Dominic Raab is sunning it up in Cyprus, having posted one tweet, the usually opinionated home secretary Priti Patel has merely retweeted official statements, and even our Prime Minister has done little besides a vague and unspecific public statement.

Across the pond, things are not much better. Though numerous senators have spoken out about the Taliban taking Kabul, both President Joe Biden and Vice-President Kamala Harris have remained eerily silent on the matter. Even Press Secretary Jen Psaki, who is usually armed with a series of informative and fact-based rebukes, is nowhere to be seen.

Though the move to leave Afghanistan was criticised originally, with numerous experts saying this eventuality would happen, people are understandably enraged at the West’s lack of accountability.

“President Biden’s statement on Saturday washing his hands of Afghanistan deserves to go down as one of the most shameful in history by a Commander-in-chief at such a moment of American retreat,” the Wall Street Journal wrote.

“As the Taliban closed in on Kabul, Mr Biden sent a confirmation of US abandonment that absolved himself of responsibility, deflected blame to his predecessor, and more or less invited the Taliban to take over the country.”

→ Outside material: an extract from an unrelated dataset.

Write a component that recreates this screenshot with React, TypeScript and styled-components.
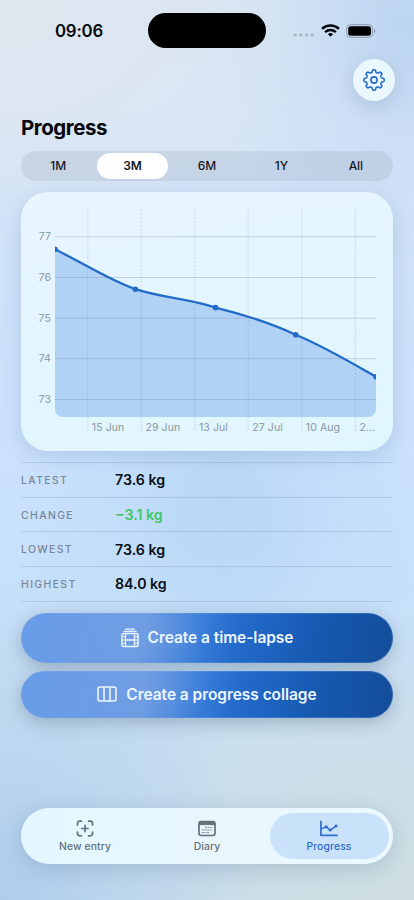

Growing momentum finally peaked on Sunday as, despite a two-decade-long campaign and billions being pumped into the countries defences, Taliban forces retook Afghanistan – not in the predicted year it would supposedly take, but in just a matter of days. President Ashraf Ghani fled, and with it, the country’s political fate looks sealed.

“Plenty of blame to go around for the 20-year debacle in Afghanistan – enough to fill a library of books,” wrote George Packer in The Atlantic. “Perhaps the effort to rebuild the country was doomed from the start. But our abandonment of the Afghans who helped us, counted on us, staked their lives on us, is a final, gratuitous shame that we could have avoided.”